I vecchi mostri

governo renzi«Rottamare, rifare, fare»: non si può certo dire che, prima di diventare Segretario del Pd, Matteo Renzi non abbia lanciato i suoi slogan forte e chiaro, concentrando su sé stesso l’immagine di matador della sinistra – o almeno delle sue vecchie gerarchie e rappresentanze – e di leader moderno, del nuovo corso.

Lecito aspettarsi quindi, da lui, un cambio radicale della guardia quando ha deciso di raccogliere la campanella maledetta passata in 2 anni dalle mani di tre uomini, per poter finalmente far ripartire il Paese. Ancora più prevedibile, magari, attendersi un totale cambiamento della squadra di Governo, quel Consiglio dei Ministri dai quali gran parte dell’Italia dipende e viene gestita. E inveche, nel turbinio delle emozioni e nella foga delle azioni, qualcosa si deve essere inceppato.

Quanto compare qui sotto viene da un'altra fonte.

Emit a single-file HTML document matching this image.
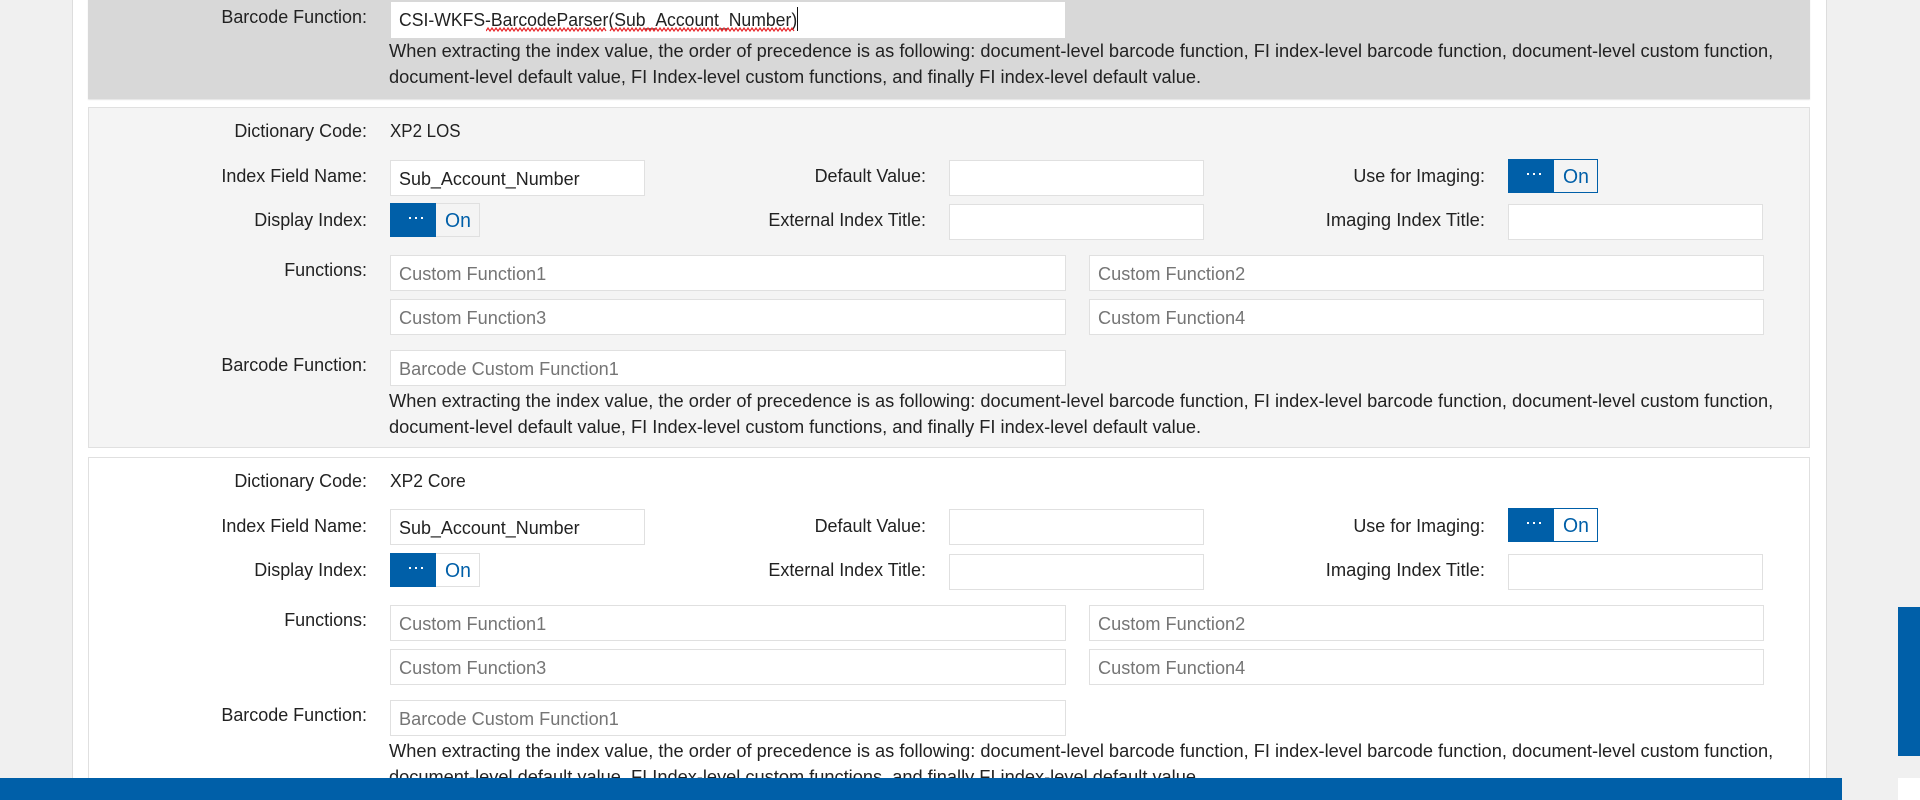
<!DOCTYPE html>
<html><head><meta charset="utf-8"><title>Index Fields</title>
<style>
html,body{margin:0;padding:0;width:1920px;height:800px;overflow:hidden;background:#f0f0f0}
body{position:relative;font-family:"Liberation Sans",sans-serif;font-size:18px;color:#222}
div,span{position:absolute;box-sizing:border-box}
.outer{left:72px;top:0;width:1755px;height:800px;background:#fff;border-left:1px solid #ddd;border-right:1px solid #ddd}
.panel{left:88px;width:1722px;border:1px solid #e0e0e0}
.p2{top:107px;height:341px;background:#f4f4f4}
.p3{top:457px;height:341px;background:#fff}
.p1{top:-243px;height:342px;background:#d8d8d8;border-color:#d8d8d8;box-shadow:0 1px 1px #e4e4e4}
.t{white-space:nowrap;line-height:20px;height:20px;transform:scaleX(.997)}
.l{transform-origin:100% 50%;text-align:right;width:300px}
.c1{left:67px}.c2{left:626px}.c3{left:1185px}
.v{left:390px;transform-origin:0 50%}
.i{background:#fff;border:1px solid #e0e0e0;height:36px;line-height:36px;padding-left:8px;white-space:nowrap}
.i span{position:static;display:inline-block;transform:scaleX(.997);transform-origin:0 50%}
.ph{color:#757575}
.ph span{transform:scaleX(1.008)}
.h{left:389px;transform-origin:0 50%;transform:scaleX(1.012)}
.tg{height:34px;background:transparent;border:1px solid #e0e0e0;width:90px}
.tg.on2{border-color:#005fa8}
.tg b{position:absolute;left:-1px;top:-1px;width:46px;height:34px;background:#005fa8;font-weight:normal}
.tg i{position:absolute;top:13px;width:2px;height:2px;background:#fff}
.tg u{position:absolute;left:54px;top:6px;line-height:22px;color:#005fa8;font-size:20px;text-decoration:none;transform:scaleX(.97);transform-origin:0 50%}
.blue{background:#005fa8}
</style></head><body>
<div class="outer"></div>
<div class="panel p1"></div>
<div class="panel p2"></div>
<div class="panel p3"></div>

<!-- Top panel -->
<div class="t l c1" style="top:7px">Barcode Function:</div>
<div class="i" style="left:391px;top:2px;width:674px;border-color:#fff;line-height:34px;padding-left:7px"><span style="transform:scaleX(.978)">CSI-WKFS-BarcodeParser(Sub_Account_Number)</span></div>
<svg style="position:absolute;left:486px;top:27px" width="311" height="5" viewBox="0 0 311 5"><path d="M0 4 L2 1 L4 4 L6 1 L8 4 L10 1 L12 4 L14 1 L16 4 L18 1 L20 4 L22 1 L24 4 L26 1 L28 4 L30 1 L32 4 L34 1 L36 4 L38 1 L40 4 L42 1 L44 4 L46 1 L48 4 L50 1 L52 4 L54 1 L56 4 L58 1 L60 4 L62 1 L64 4 L66 1 L68 4 L70 1 L72 4 L74 1 L76 4 L78 1 L80 4 L82 1 L84 4 L86 1 L88 4 L90 1 L92 4 L94 1 L96 4 L98 1 L100 4 L102 1 L104 4 L106 1 L108 4 L110 1 L112 4 L114 1 L116 4 L118 1 L120 4 M124 4 L126 1 L128 4 L130 1 L132 4 L134 1 L136 4 L138 1 L140 4 L142 1 L144 4 L146 1 L148 4 L150 1 L152 4 L154 1 L156 4 L158 1 L160 4 L162 1 L164 4 L166 1 L168 4 L170 1 L172 4 L174 1 L176 4 L178 1 L180 4 L182 1 L184 4 L186 1 L188 4 L190 1 L192 4 L194 1 L196 4 L198 1 L200 4 L202 1 L204 4 L206 1 L208 4 L210 1 L212 4 L214 1 L216 4 L218 1 L220 4 L222 1 L224 4 L226 1 L228 4 L230 1 L232 4 L234 1 L236 4 L238 1 L240 4 L242 1 L244 4 L246 1 L248 4 L250 1 L252 4 L254 1 L256 4 L258 1 L260 4 L262 1 L264 4 L266 1 L268 4 L270 1 L272 4 L274 1 L276 4 L278 1 L280 4 L282 1 L284 4 L286 1 L288 4 L290 1 L292 4 L294 1 L296 4 L298 1 L300 4 L302 1 L304 4 L306 1 L308 4" fill="none" stroke="#e8262a" stroke-width="1.2"/></svg>
<div style="left:797px;top:7px;width:1px;height:24px;background:#111"></div>
<div class="t h" style="top:41px">When extracting the index value, the order of precedence is as following: document-level barcode function, FI index-level barcode function, document-level custom function,</div>
<div class="t h" style="top:67px">document-level default value, FI Index-level custom functions, and finally FI index-level default value.</div>

<!-- Panel 2 -->
<div class="t l c1" style="top:121px">Dictionary Code:</div>
<div class="t v" style="top:121px;transform:scaleX(.94)">XP2 LOS</div>
<div class="t l c1" style="top:166px">Index Field Name:</div>
<div class="i" style="left:390px;top:160px;width:255px"><span>Sub_Account_Number</span></div>
<div class="t l c2" style="top:166px">Default Value:</div>
<div class="i" style="left:949px;top:160px;width:255px"></div>
<div class="t l c3" style="top:166px">Use for Imaging:</div>
<div class="tg on2" style="left:1508px;top:159px"><b></b><i style="left:18px"></i><i style="left:24px"></i><i style="left:30px"></i><u>On</u></div>
<div class="t l c1" style="top:210px">Display Index:</div>
<div class="tg" style="left:390px;top:203px"><b></b><i style="left:18px"></i><i style="left:24px"></i><i style="left:30px"></i><u>On</u></div>
<div class="t l c2" style="top:210px">External Index Title:</div>
<div class="i" style="left:949px;top:204px;width:255px"></div>
<div class="t l c3" style="top:210px;transform:scaleX(1.02)">Imaging Index Title:</div>
<div class="i" style="left:1508px;top:204px;width:255px"></div>
<div class="t l c1" style="top:260px">Functions:</div>
<div class="i ph" style="left:390px;top:255px;width:676px"><span>Custom Function1</span></div>
<div class="i ph" style="left:1089px;top:255px;width:675px"><span>Custom Function2</span></div>
<div class="i ph" style="left:390px;top:299px;width:676px"><span>Custom Function3</span></div>
<div class="i ph" style="left:1089px;top:299px;width:675px"><span>Custom Function4</span></div>
<div class="t l c1" style="top:355px">Barcode Function:</div>
<div class="i ph" style="left:390px;top:350px;width:676px"><span>Barcode Custom Function1</span></div>
<div class="t h" style="top:391px">When extracting the index value, the order of precedence is as following: document-level barcode function, FI index-level barcode function, document-level custom function,</div>
<div class="t h" style="top:417px">document-level default value, FI Index-level custom functions, and finally FI index-level default value.</div>

<!-- Panel 3 -->
<div class="t l c1" style="top:471px">Dictionary Code:</div>
<div class="t v" style="top:471px;transform:scaleX(.97)">XP2 Core</div>
<div class="t l c1" style="top:516px">Index Field Name:</div>
<div class="i" style="left:390px;top:509px;width:255px"><span>Sub_Account_Number</span></div>
<div class="t l c2" style="top:516px">Default Value:</div>
<div class="i" style="left:949px;top:509px;width:255px"></div>
<div class="t l c3" style="top:516px">Use for Imaging:</div>
<div class="tg on2" style="left:1508px;top:508px"><b></b><i style="left:18px"></i><i style="left:24px"></i><i style="left:30px"></i><u>On</u></div>
<div class="t l c1" style="top:560px">Display Index:</div>
<div class="tg" style="left:390px;top:553px"><b></b><i style="left:18px"></i><i style="left:24px"></i><i style="left:30px"></i><u>On</u></div>
<div class="t l c2" style="top:560px">External Index Title:</div>
<div class="i" style="left:949px;top:554px;width:255px"></div>
<div class="t l c3" style="top:560px;transform:scaleX(1.02)">Imaging Index Title:</div>
<div class="i" style="left:1508px;top:554px;width:255px"></div>
<div class="t l c1" style="top:610px">Functions:</div>
<div class="i ph" style="left:390px;top:605px;width:676px"><span>Custom Function1</span></div>
<div class="i ph" style="left:1089px;top:605px;width:675px"><span>Custom Function2</span></div>
<div class="i ph" style="left:390px;top:649px;width:676px"><span>Custom Function3</span></div>
<div class="i ph" style="left:1089px;top:649px;width:675px"><span>Custom Function4</span></div>
<div class="t l c1" style="top:705px">Barcode Function:</div>
<div class="i ph" style="left:390px;top:700px;width:676px"><span>Barcode Custom Function1</span></div>
<div class="t h" style="top:741px">When extracting the index value, the order of precedence is as following: document-level barcode function, FI index-level barcode function, document-level custom function,</div>
<div class="t h" style="top:767px">document-level default value, FI Index-level custom functions, and finally FI index-level default value.</div>

<div class="blue" style="left:0;top:778px;width:1842px;height:22px"></div>
<div class="blue" style="left:1898px;top:607px;width:22px;height:149px"></div>
<div style="left:1898px;top:778px;width:22px;height:22px;background:#fff"></div>
</body></html>
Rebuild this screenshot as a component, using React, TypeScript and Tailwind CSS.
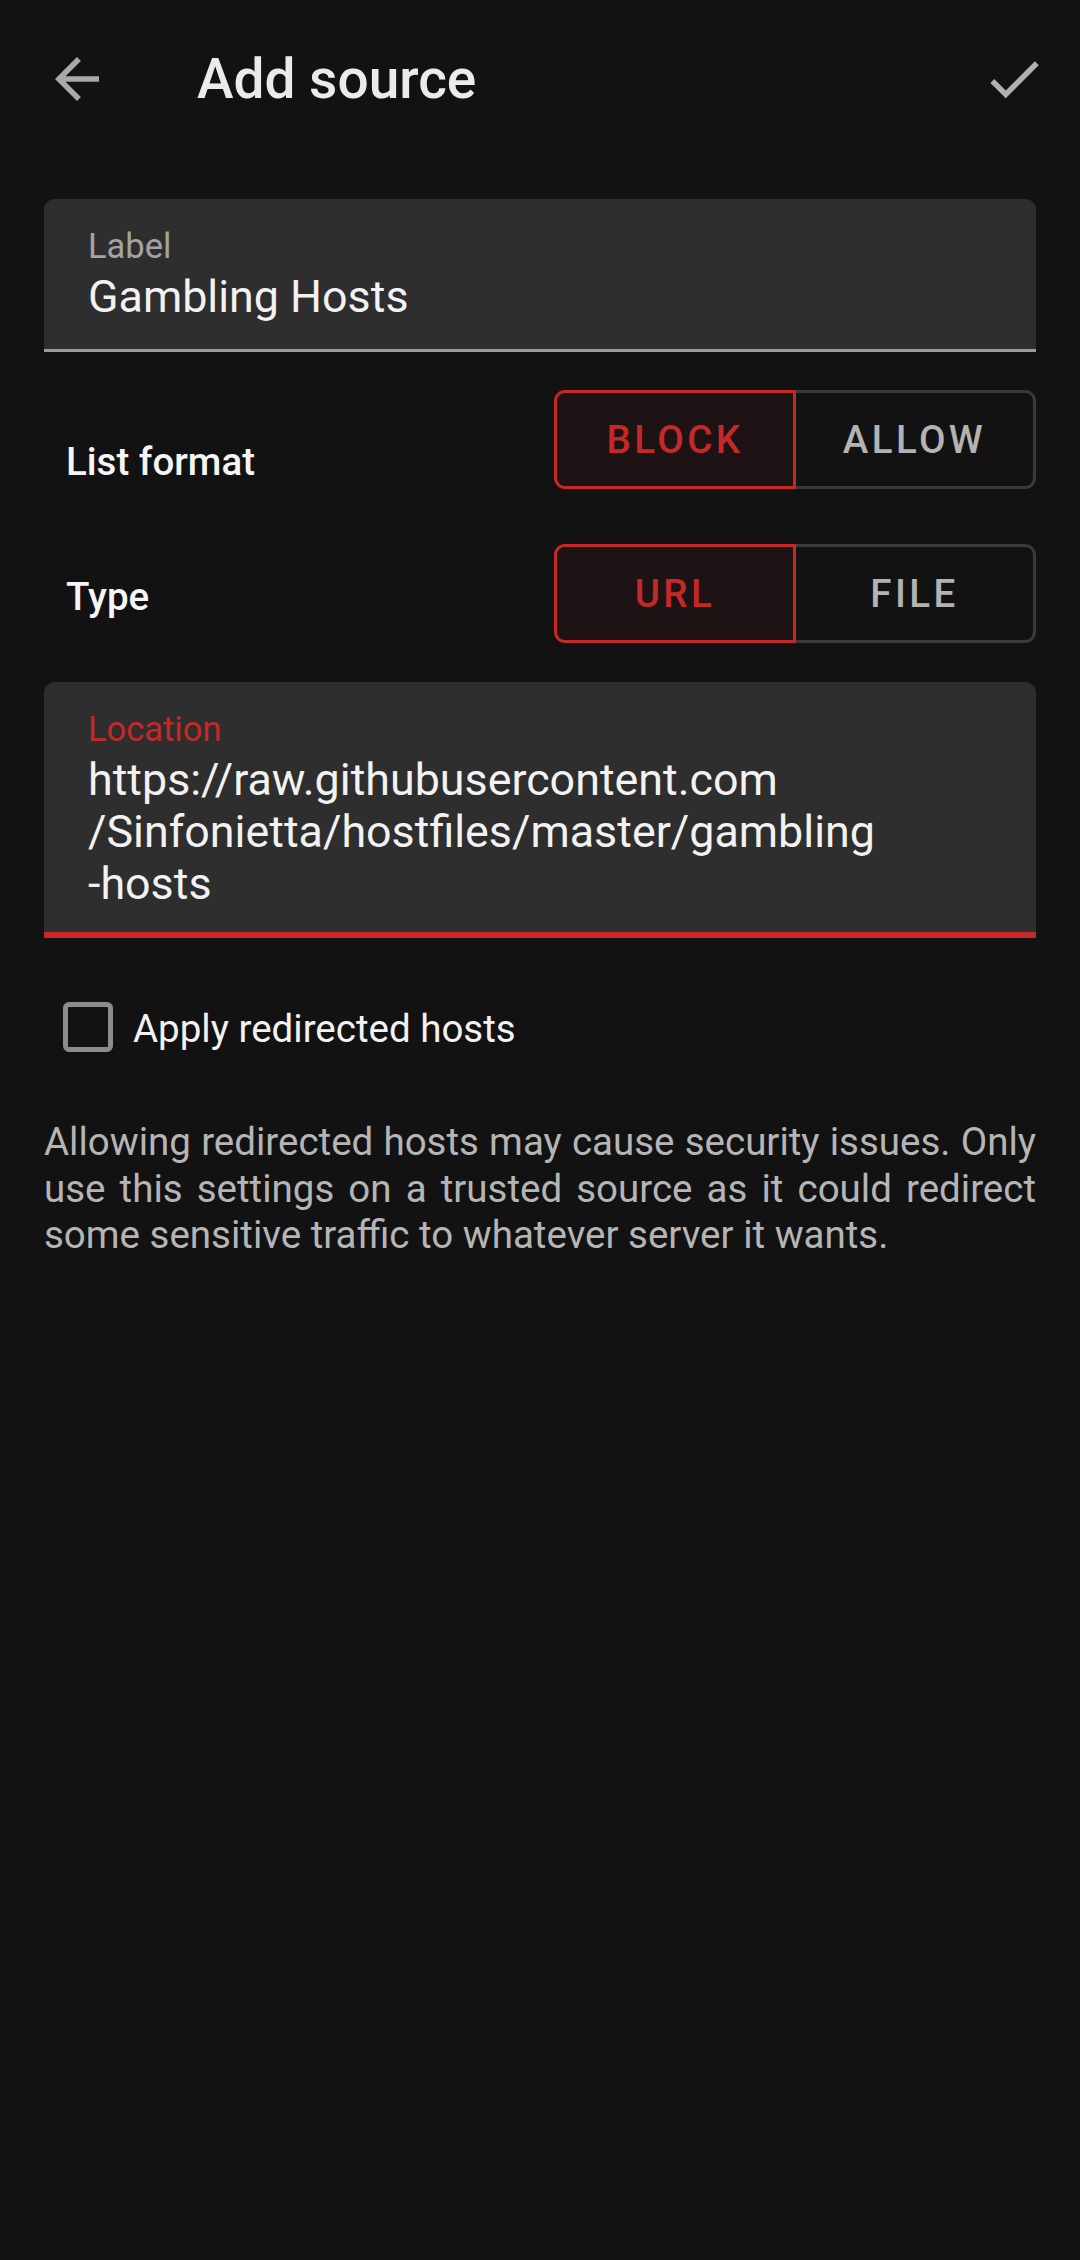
import React from "react";

function ToggleGroup({ left, right }: { left: string; right: string }) {
  return (
    <div className="flex h-[99px] w-[482px]">
      <div className="flex h-full w-[242px] items-center justify-center rounded-l-[11px] border-[3px] border-[#c62828] bg-[#1e1314] text-[38.5px] font-medium tracking-[3.4px] text-[#c62828]">
        {left}
      </div>
      <div className="flex h-full flex-1 items-center justify-center rounded-r-[11px] border-[3px] border-l-0 border-[#3a3a3a] text-[38.5px] font-medium tracking-[3.4px] text-[#b3b3b3]">
        {right}
      </div>
    </div>
  );
}

export default function App() {
  return (
    <div className="min-h-[2260px] w-full bg-[#121212] font-['Roboto',sans-serif]">
      {/* Header */}
      <div className="flex h-[158px] items-center pl-[44px] pr-[33px]">
        <svg width="66" height="66" viewBox="0 0 24 24" fill="#a9a9a9">
          <path d="M20 11H7.83l5.59-5.59L12 4l-8 8 8 8 1.41-1.41L7.83 13H20v-2z" />
        </svg>
        <div className="ml-[87px] text-[55px] font-medium leading-[66px] text-[#ebebeb]">
          Add source
        </div>
        <svg className="ml-auto" width="66" height="66" viewBox="0 0 24 24" fill="#b0b0b0">
          <path d="M9 16.17L4.83 12l-1.42 1.41L9 19 21 7l-1.41-1.41z" />
        </svg>
      </div>

      <div className="px-[44px]">
        {/* Label field */}
        <div className="mt-[41px] rounded-t-[11px] border-b-[3px] border-[#9a9a9a] bg-[#2e2e2e] pb-[26px] pl-[44px] pt-[27px]">
          <div className="text-[34.5px] leading-[40px] text-[#a3a3a3]">Label</div>
          <div className="mt-[5px] text-[44.8px] leading-[52px] text-[#f2f2f2]">Gambling Hosts</div>
        </div>

        {/* List format */}
        <div className="mt-[38px] flex items-start justify-between">
          <div className="ml-[22px] mt-[49px] text-[38.5px] font-medium leading-[46px] text-[#f5f5f5]">
            List format
          </div>
          <ToggleGroup left="BLOCK" right="ALLOW" />
        </div>

        {/* Type */}
        <div className="mt-[55px] flex items-start justify-between">
          <div className="ml-[22px] mt-[30px] text-[38.5px] font-medium leading-[46px] text-[#f5f5f5]">
            Type
          </div>
          <ToggleGroup left="URL" right="FILE" />
        </div>

        {/* Location field */}
        <div className="mt-[39px] rounded-t-[11px] border-b-[6px] border-[#c62828] bg-[#2e2e2e] pb-[22px] pl-[44px] pt-[27px]">
          <div className="text-[34.5px] leading-[40px] text-[#c62828]">Location</div>
          <div className="mt-[5px] text-[44.8px] leading-[52px] text-[#f2f2f2]">
            <span className="block">https://raw.githubusercontent.com</span>
            <span className="block">/Sinfonietta/hostfiles/master/gambling</span>
            <span className="block">-hosts</span>
          </div>
        </div>

        {/* Checkbox */}
        <div className="mt-[64px] flex items-start pl-[19px]">
          <div className="h-[50px] w-[50px] rounded-[6px] border-[5px] border-[#8c8c8c]" />
          <div className="ml-[20px] mt-[4px] text-[38.5px] leading-[46px] text-[#f2f2f2]">
            Apply redirected hosts
          </div>
        </div>

        {/* Note */}
        <div className="mt-[67px] text-[38.5px] leading-[46.5px] text-[#b5b5b5]">
          <span className="block whitespace-nowrap text-justify [text-align-last:justify]">
            Allowing redirected hosts may cause security issues. Only
          </span>
          <span className="block whitespace-nowrap text-justify [text-align-last:justify]">
            use this settings on a trusted source as it could redirect
          </span>
          <span className="block whitespace-nowrap">some sensitive traffic to whatever server it wants.</span>
        </div>
      </div>
    </div>
  );
}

Fatti fuori quei personaggi che molti, in Italia e soprattutto fuori avevano apprezzato, l’ormai ex Sindaco di Firenze ha assecondato molti tra coloro che fino a pochi mesi fa lo avrebbero tranquillamente gettato giù dalla torre e che ora hanno preferito salire sul più sicuro carro della vittoria. A partire da Dario Franceschini: celebre per frasi quali «Bersani ragiona, Renzi recita», spesso definito peggior Segretario del centro-sinistra, pedigree di scrittore (del 2006 il primo dei suoi 4 romanzi) e promosso alla Cultura dove andrà a prendere il posto di Massimo Bray, colui che era riuscito a riportare a casa e in una sede decente i Bronzi di Riace dopo anni di latitanza. Clamoroso il colpo Interni-Esteri, dove chi ha riportato in Italia la Shalabayeva (Bonino) è stata fatta fuori mentre rimane a furor di popolo chi l’ha mandata via «a propria insaputa» (Alfano): solo pochi mesi fa Renzi incalzava nel merito Letta parlando di «messa in gioco della credibilità sui diritti umani». E che dire della Difesa? Renzi nel merito degli F-35 si esprimeva parlando di «soldi buttati via»: regolare, quindi, la cacciata di Mario Mauro, che ne era strenuo difensore. Un po’ più discutibile invece la promozione di Roberta Pinotti, che nel merito si è sempre espressa a favore parlando di buona opportunità lavorativa. Notevole anche la scelta di Pier Carlo Padoan all’Economia, ex consigliere di D’Alema a Palazzo Chigi e rigorista di ferro all’Ocse, che venne definito dal Premio Nobel Paul Krugman come «l’uomo dai cattivi consigli, responsabile della caduta dell’Argentina (nel 2001, ndr) nel baratro».

Ma questi, è innegabile, sono punti di discontiunità con i precedenti esecutivi. Almeno all’anagrafe, perché c’è chi è resistito tra squilli di trombe e feste rionali. Si tratta, per esempio, di Lorenzin alla Sanità e Lupi alle Infrastruture ma anche di Orlando, che dopo aver promosso un bel condono del 20% sulle emissioni industriali inquinanti delle grandi aziende è – giustamente – passato alla Giustizia. E poi quelle nomine che sembrano un po’ fatte per mettere d’accordo tutti: dalla Guidi (ex possibile candidata nelle liste Pdl) allo Sviluppo Economico a Poletti (Coop rosse), passando per Maurizio Martina (volto noto di Confindustria) alle Politiche agricole, ambientali e forestali e concludendo con Gianluca Galletti (Udc) all’Ambiente e Maria Carmela Lanzetta (civatiana dell’ultima ora) agli Affari Regionali.
Siamo sicuri che un nuovo, ulteriore, Governo di “unità nazionale”, così pieno di nei e pure, lo si conceda, conflitti di interesse, possa risolvere tutti i problemi?